Write a Short Story Using a Writing Prompt
In addition to creating a collaborative book, students can have a go at writing their own short stories. Students can base their short story on a character or scene from one of the shortlisted books or let their imagination run wild by dreaming up a new narrative — the possibilities are endless!
My Dream Story is an excellent writing prompt template for brainstorming and turning their bright ideas into a story. Students can use it to:
- Identify characters in the story and draw them in the right lens of the glasses.
- Determine the story setting and draw it in the left lens of their glasses.
- Describe their story in the text box.
- Combine the title, glasses and text on some backing paper.

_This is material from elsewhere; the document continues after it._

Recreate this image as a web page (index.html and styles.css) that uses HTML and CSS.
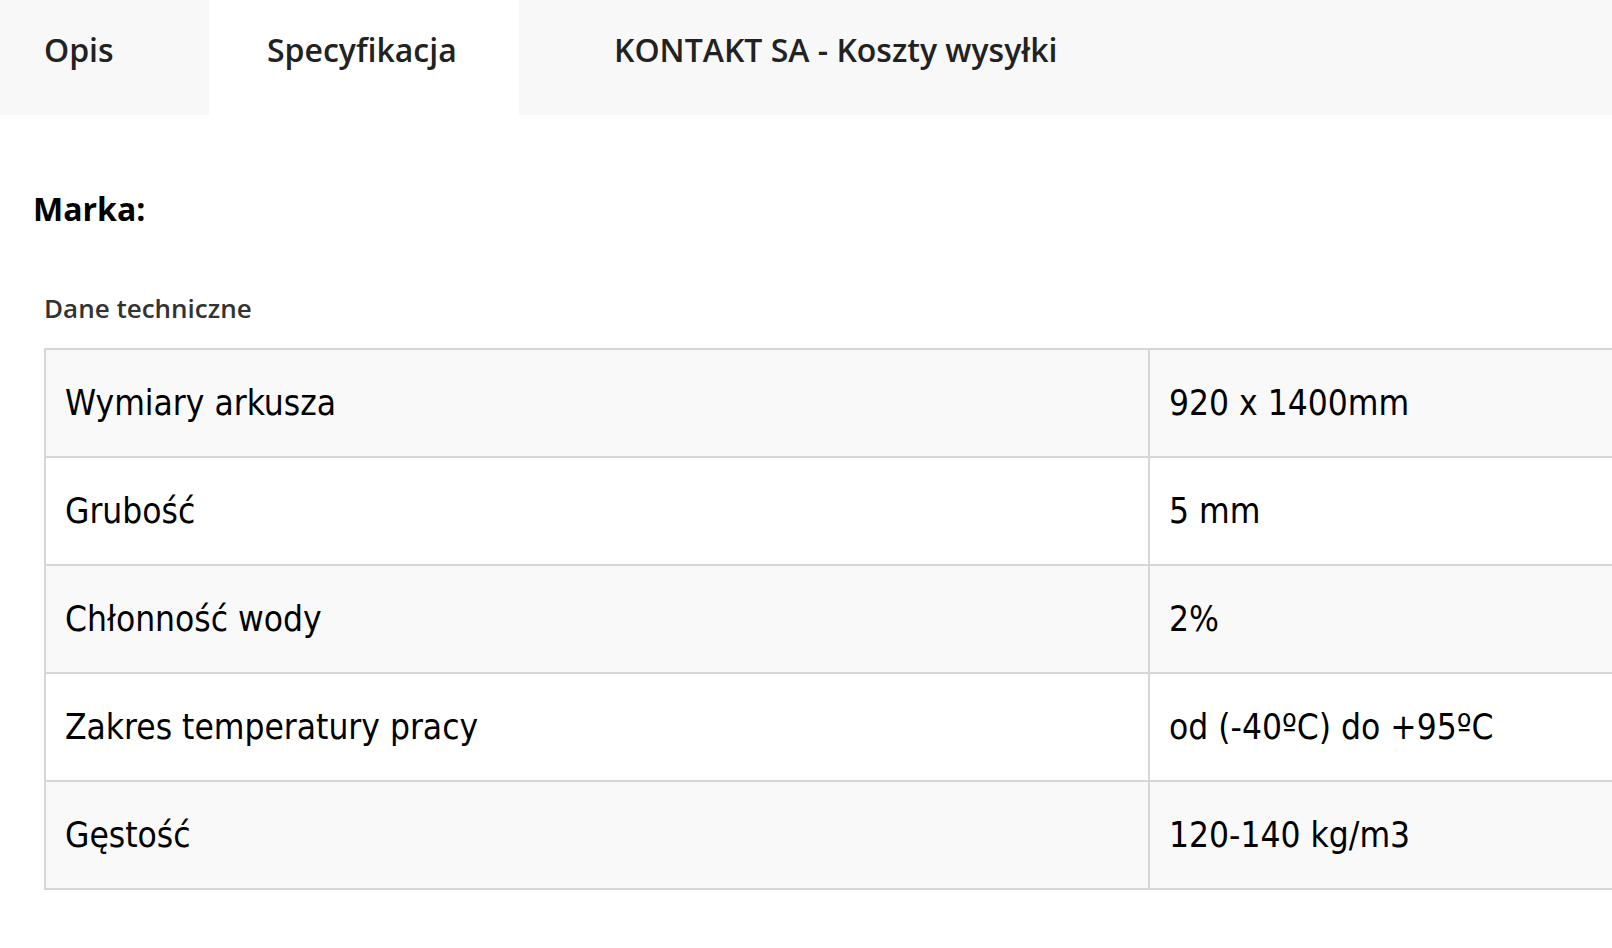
FILE: index.html
```html
<!DOCTYPE html>
<html lang="pl">
<head>
<meta charset="utf-8">
<title>Specyfikacja</title>
<link rel="stylesheet" href="styles.css">
</head>
<body>
<div class="page">
  <nav class="tabs">
    <div class="tab tab-opis">Opis</div>
    <div class="tab tab-spec active">Specyfikacja</div>
    <div class="tab tab-kontakt">KONTAKT SA - Koszty wysyłki</div>
  </nav>
  <main class="content">
    <h2 class="brand">Marka:</h2>
    <section class="spec">
      <h3 class="spec-title">Dane techniczne</h3>
      <table class="spec-table">
        <colgroup>
          <col class="col-name">
          <col class="col-value">
        </colgroup>
        <tbody>
          <tr><td>Wymiary arkusza</td><td>920 x 1400mm</td></tr>
          <tr><td>Grubość</td><td>5 mm</td></tr>
          <tr><td>Chłonność wody</td><td>2%</td></tr>
          <tr><td>Zakres temperatury pracy</td><td>od (-40ºC) do +95ºC</td></tr>
          <tr><td>Gęstość</td><td>120-140 kg/m3</td></tr>
        </tbody>
      </table>
    </section>
  </main>
</div>
</body>
</html>
```

FILE: styles.css
```css
html, body {
  margin: 0;
  padding: 0;
  background: #ffffff;
}

.page {
  width: 1612px;
  height: 948px;
  overflow: hidden;
  font-family: "Open Sans", "Noto Sans", sans-serif;
  color: #222;
}

.tabs {
  display: flex;
  height: 115px;
  background: #f8f8f8;
}

.tab {
  box-sizing: border-box;
  padding-top: 28px;
  font-size: 32px;
  font-weight: 600;
  line-height: 44px;
  color: #222;
  white-space: nowrap;
}

.tab-opis {
  width: 209px;
  padding-left: 44px;
}

.tab-spec {
  width: 310px;
  padding-left: 58px;
}

.tab-kontakt {
  width: 609px;
  padding-left: 95px;
}

.tab.active {
  background: #ffffff;
}

.content {
  padding: 72px 0 0 33px;
}

.brand {
  margin: 0;
  font-size: 32px;
  font-weight: 700;
  line-height: 44px;
  color: #000;
}

.spec {
  padding-left: 11px;
  margin-top: 62px;
}

.spec-title {
  margin: 0;
  font-size: 26px;
  font-weight: 600;
  line-height: 30px;
  color: #333;
}

.spec-table {
  margin-top: 25px;
  width: 1720px;
  table-layout: fixed;
  border-collapse: separate;
  border-spacing: 0;
  font-family: "DejaVu Sans Condensed", "DejaVu Sans", sans-serif;
  font-stretch: semi-condensed;
  font-size: 35px;
  color: #000;
}

.col-name {
  width: 1104px;
}

.spec-table td {
  box-sizing: border-box;
  padding: 0 0 0 19px;
  line-height: 106px;
  border-top: 2px solid #d6d6d6;
  border-left: 2px solid #d6d6d6;
  white-space: nowrap;
  background: #ffffff;
}

.spec-table tr:nth-child(odd) td {
  background: #f9f9f9;
}

.spec-table tr:last-child td {
  border-bottom: 2px solid #d6d6d6;
}
```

- Pin it up with all the other students’ work to decorate the classroom for Book Week!
Invite Guest Readers to School
Your class is accustomed to you reading books to them, so why not change things up a bit for Book Week? Create a list of ‘guest’ readers from the community who come in throughout the week (or over the course of a single day) to read books to your class. You could even work with the teacher librarian to set up a guest reader station in the school library with a roll of different guests visiting to read to the various classes.
Teaching foundation this year? If your class is learning about community helpers, this is a great way to showcase those people from the neighbourhood who make a difference in our daily lives.
Don’t forget to work on letter-writing by creating thank you notes for all of your guest readers!
Go on a Literary Scavenger Hunt
Excite your students for Book Week by challenging them to a literary scavenger hunt around the school! Hide clues around the library or school relating to CBCA-shortlisted books for students to solve and locate specific books! A scavenger hunt is a perfect activity for your class to familiarise themselves with the shortlisted books and use their problem-solving and critical-thinking skills.